As we reach the end of wedding season, many Canadian parents have just welcomed someone new into their family with whom their child has chosen to spend their life.

But for some families, the wedding might bring with it the unfortunate possibility that their child's chosen spouse is not a perfect match, that the situation isn't as happy as everyone might have hoped, and that the marriage may not last.

So what can parents who might believe their child's marriage isn't the best fit do to protect their assets – including future inheritances, property and other family heirlooms – in the event that wedded bliss turns to post-matrimony acrimony?

It's not the kind of thing parents usually want to think about – after all, who wants to plan for the end of their child's marriage? – but there are options for parents who might fear the worst.
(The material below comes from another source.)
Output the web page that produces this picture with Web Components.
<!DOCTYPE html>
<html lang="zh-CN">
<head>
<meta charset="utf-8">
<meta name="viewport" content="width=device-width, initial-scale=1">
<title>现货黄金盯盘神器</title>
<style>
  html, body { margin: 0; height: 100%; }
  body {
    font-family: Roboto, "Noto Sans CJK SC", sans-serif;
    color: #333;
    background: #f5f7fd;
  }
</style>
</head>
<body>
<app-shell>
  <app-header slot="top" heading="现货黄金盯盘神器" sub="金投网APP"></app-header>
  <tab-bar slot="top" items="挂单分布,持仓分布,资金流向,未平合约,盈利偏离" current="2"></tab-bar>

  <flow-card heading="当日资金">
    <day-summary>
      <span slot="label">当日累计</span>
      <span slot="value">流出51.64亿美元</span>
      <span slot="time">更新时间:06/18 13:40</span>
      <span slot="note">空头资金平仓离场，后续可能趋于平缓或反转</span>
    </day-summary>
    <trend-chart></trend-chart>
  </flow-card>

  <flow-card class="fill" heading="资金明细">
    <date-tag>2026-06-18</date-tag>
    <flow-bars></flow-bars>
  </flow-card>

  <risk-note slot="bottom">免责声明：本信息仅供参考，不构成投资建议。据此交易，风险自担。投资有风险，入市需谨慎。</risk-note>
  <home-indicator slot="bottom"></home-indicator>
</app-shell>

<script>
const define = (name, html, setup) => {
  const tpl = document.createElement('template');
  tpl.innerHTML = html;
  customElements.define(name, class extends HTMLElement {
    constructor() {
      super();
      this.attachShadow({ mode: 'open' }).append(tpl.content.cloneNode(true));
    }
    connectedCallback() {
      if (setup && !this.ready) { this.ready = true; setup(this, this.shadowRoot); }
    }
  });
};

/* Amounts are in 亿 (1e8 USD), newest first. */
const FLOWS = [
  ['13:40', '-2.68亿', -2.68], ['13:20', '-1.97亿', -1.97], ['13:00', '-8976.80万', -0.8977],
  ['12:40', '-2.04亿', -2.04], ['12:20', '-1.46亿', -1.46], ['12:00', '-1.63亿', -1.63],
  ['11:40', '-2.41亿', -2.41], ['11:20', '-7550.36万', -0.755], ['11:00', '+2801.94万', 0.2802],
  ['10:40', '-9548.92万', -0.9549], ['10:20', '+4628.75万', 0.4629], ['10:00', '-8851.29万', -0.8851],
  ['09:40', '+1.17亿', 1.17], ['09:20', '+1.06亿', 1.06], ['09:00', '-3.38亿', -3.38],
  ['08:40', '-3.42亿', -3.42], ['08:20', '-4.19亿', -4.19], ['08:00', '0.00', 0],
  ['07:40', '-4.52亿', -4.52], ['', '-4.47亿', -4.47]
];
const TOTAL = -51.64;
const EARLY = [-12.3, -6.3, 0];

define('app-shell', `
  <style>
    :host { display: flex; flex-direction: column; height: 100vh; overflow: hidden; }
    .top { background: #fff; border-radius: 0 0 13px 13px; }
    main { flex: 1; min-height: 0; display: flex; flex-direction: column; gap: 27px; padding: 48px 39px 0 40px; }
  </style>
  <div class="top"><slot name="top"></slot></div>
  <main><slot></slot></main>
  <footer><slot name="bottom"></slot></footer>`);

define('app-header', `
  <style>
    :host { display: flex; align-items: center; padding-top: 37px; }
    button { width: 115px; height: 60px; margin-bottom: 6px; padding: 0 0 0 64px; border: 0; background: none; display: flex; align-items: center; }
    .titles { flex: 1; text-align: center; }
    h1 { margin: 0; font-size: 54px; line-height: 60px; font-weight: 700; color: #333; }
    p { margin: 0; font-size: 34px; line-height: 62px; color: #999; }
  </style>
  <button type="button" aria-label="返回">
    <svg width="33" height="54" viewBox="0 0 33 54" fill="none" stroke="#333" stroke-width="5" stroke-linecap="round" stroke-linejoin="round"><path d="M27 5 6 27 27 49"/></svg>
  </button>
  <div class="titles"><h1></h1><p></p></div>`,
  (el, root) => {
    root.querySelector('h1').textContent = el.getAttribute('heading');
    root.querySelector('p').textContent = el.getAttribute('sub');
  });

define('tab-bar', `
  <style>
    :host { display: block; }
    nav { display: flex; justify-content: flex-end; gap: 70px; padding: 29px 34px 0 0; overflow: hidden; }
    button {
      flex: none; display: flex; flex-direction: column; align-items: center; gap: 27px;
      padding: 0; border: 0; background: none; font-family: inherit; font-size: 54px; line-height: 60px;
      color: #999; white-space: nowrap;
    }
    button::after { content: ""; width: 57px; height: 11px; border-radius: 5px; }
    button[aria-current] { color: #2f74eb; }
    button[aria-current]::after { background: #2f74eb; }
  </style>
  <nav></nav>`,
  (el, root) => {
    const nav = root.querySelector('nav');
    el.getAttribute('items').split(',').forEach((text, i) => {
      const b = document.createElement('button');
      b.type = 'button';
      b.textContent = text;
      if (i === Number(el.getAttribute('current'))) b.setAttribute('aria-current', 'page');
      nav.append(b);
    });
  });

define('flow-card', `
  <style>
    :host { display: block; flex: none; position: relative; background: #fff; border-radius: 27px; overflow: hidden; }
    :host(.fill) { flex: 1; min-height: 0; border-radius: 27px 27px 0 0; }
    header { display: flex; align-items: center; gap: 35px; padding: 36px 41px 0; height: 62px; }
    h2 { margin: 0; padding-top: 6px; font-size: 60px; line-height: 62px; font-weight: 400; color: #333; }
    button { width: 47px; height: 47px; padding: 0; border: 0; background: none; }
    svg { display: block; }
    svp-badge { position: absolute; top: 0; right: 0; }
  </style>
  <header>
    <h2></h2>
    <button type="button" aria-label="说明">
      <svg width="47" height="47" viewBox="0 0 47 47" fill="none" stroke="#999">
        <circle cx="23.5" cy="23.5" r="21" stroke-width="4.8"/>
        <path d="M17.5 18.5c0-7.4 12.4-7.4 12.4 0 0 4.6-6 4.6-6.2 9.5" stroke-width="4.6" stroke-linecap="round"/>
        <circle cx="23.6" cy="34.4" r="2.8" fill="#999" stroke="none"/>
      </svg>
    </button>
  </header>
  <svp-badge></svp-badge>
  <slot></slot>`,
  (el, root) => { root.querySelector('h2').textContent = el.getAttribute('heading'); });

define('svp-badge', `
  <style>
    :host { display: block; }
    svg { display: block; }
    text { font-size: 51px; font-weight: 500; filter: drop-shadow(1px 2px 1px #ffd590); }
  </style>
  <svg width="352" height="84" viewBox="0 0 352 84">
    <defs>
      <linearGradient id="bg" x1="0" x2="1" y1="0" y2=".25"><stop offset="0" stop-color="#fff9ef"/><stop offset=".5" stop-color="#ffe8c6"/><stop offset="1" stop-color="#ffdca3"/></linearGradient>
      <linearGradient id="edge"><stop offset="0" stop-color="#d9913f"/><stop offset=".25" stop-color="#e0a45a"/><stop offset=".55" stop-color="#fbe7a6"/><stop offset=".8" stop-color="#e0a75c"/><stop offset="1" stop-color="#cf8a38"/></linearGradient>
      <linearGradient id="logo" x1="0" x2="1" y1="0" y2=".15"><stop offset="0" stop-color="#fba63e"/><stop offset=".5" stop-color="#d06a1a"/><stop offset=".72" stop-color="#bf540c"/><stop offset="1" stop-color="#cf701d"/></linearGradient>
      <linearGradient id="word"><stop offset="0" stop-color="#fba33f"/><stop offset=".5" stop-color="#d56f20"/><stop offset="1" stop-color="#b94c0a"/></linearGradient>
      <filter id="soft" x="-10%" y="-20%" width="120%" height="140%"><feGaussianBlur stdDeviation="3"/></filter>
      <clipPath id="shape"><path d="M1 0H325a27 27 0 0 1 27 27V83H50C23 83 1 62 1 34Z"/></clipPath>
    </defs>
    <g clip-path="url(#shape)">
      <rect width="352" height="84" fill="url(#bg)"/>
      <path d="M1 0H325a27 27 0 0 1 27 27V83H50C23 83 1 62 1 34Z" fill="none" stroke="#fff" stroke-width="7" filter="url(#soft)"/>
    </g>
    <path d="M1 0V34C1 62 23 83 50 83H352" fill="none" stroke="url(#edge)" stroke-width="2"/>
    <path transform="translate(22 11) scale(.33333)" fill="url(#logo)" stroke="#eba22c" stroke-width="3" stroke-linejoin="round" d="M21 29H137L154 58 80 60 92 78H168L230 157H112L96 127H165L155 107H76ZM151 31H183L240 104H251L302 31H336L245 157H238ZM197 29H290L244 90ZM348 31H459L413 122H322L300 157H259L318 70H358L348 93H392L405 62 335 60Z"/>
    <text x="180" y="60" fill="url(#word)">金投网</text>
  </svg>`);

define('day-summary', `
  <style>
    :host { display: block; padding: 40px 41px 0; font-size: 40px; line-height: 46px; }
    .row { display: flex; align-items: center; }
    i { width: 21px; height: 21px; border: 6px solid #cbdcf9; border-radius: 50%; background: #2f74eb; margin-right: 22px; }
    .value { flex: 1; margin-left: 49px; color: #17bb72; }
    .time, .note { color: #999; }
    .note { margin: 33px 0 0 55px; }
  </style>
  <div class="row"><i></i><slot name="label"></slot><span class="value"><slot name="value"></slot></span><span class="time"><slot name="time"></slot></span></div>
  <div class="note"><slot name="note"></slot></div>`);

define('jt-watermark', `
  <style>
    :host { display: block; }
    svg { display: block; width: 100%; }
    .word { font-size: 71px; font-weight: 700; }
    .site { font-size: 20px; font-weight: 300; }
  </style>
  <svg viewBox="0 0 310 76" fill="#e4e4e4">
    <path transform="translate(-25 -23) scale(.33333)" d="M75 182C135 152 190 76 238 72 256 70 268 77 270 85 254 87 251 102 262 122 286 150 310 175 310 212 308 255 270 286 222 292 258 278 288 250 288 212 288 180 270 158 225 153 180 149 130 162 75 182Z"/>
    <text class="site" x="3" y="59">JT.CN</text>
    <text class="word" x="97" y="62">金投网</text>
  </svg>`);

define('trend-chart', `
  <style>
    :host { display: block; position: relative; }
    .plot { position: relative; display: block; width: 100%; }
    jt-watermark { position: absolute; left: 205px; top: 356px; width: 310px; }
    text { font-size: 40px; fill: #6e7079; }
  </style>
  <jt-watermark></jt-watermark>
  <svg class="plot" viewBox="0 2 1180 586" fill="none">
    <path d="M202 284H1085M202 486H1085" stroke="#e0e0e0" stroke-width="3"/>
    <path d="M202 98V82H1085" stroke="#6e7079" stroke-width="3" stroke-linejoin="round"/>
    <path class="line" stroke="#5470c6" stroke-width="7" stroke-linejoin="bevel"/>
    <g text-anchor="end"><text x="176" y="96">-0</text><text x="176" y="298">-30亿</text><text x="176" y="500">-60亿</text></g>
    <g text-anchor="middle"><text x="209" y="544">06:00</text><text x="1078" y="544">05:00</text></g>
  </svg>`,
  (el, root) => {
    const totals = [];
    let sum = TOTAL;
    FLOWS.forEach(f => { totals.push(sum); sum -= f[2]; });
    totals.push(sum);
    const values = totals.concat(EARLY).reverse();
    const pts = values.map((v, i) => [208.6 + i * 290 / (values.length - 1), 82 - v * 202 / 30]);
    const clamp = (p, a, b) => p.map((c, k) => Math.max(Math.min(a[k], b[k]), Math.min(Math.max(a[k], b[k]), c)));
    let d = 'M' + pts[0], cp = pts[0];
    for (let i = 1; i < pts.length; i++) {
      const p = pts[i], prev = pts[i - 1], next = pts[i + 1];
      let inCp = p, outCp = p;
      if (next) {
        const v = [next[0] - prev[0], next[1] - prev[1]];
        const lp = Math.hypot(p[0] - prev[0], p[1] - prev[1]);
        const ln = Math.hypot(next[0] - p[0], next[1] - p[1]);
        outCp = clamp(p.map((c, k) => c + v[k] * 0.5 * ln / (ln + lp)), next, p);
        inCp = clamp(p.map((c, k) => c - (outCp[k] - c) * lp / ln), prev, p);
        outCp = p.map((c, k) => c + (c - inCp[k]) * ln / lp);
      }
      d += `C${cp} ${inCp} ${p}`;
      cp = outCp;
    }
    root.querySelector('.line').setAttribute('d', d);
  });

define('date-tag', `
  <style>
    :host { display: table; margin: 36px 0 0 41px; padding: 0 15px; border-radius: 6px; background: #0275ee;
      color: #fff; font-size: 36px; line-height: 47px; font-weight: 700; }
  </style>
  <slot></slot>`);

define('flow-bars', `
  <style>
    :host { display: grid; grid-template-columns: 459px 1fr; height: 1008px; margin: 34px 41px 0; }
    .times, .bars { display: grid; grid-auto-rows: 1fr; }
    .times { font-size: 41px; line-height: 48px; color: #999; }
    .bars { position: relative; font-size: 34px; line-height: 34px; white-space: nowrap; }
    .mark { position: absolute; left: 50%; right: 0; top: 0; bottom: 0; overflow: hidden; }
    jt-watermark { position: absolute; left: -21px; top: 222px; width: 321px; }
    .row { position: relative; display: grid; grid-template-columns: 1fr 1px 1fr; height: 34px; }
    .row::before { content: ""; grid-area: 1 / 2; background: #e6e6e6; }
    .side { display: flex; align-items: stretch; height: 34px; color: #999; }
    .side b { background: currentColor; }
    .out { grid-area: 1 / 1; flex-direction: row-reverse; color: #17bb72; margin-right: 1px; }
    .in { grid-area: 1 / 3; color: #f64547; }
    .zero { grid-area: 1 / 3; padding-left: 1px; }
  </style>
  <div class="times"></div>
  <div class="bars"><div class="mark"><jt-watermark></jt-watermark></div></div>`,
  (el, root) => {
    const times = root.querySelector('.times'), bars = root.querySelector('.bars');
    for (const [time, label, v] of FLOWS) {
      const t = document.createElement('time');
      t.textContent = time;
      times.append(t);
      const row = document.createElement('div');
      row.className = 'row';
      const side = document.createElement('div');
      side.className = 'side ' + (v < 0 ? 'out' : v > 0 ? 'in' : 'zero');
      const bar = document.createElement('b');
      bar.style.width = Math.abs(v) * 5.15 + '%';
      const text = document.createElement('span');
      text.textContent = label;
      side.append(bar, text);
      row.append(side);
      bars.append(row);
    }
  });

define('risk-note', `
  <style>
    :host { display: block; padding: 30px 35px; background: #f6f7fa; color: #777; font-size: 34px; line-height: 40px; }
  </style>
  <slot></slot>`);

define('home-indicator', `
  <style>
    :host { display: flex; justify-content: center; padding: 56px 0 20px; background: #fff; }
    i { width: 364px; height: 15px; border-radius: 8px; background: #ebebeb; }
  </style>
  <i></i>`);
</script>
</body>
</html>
"The reality is that not all marriages are destined to last, but luckily there are a number of different measures that parents can put in place before the wedding to help protect their child's inheritance,” said Kathryn Del Greco, vice president and investment advisor at TD Wealth.

“For example, parents can structure lifetime gifts and gifts set out in a will to help avoid dilution in the event the marriage breaks down.”

Because the rules around the division of assets varies from province to province (and these measures can be legally complex), the advice of a lawyer is important to help ensure that your strategy is executed correctly.

For parents whose children’s pending nuptials look like they may be problematic, here are a few helpful types of documents to ask your lawyer about that can help keep the financial assets in the family:

Prenup (or marriage contract) – One of the most common legal documents between spouses is a prenuptial agreement. This contract, established between the spouses before they walk down the aisle, outlines how money, property and assets will be divided in the event of a divorce. While parents don’t set these documents up, they can encourage their children to obtain legal advice on how to best establish one.

Trusts If parents own a property they’re not living in and are willing to have their child and partner live in it, the parent could implement a ‘fully discretionary trust’. This would stipulate under what conditions the property can be used and would stay in control of the trustee (the parent). In the event of a marriage breakdown, the property wouldn’t be split between the child and the spouse, because it is an asset of the trust, not the couple. The discretionary nature of the trust means that neither spouse has a right to continue to live at the property.

Secured loan – A common fear among parents is that they’ll help their child and his/her spouse with a down payment on a home only to have the marriage fall apart and their gift being split with their child's spouse. Typically, the value of the family home is split between the couple even if the contribution is uneven. But parents can make a formal ‘secured loan’ to their child. This type of loan is secured against the property and is documented with a clearly defined payback schedule, rate of interest and date when it will be paid back. In the case of a divorce or separation, the loan should be excluded from the couple's assets because the parental contribution is a loan, not a gift.

Deed of gift – If a parent wants to give a gift of cash to a child - but not for buying a home – they could help ensure its separation from the couple's common assets through a ‘deed of gift.’ Drawn up by a lawyer, the deed would help show that the gift wasn't intended to be common family property in the event of a divorce or separation. The deed of gift would state the amount gifted, and that any growth or income generated from the gift is only to be considered that of the child’s. The receiver of the gift may also need to take precautions like not putting the gift towards the family's home and not mixing it with any money, assets, or property they hold with their spouse.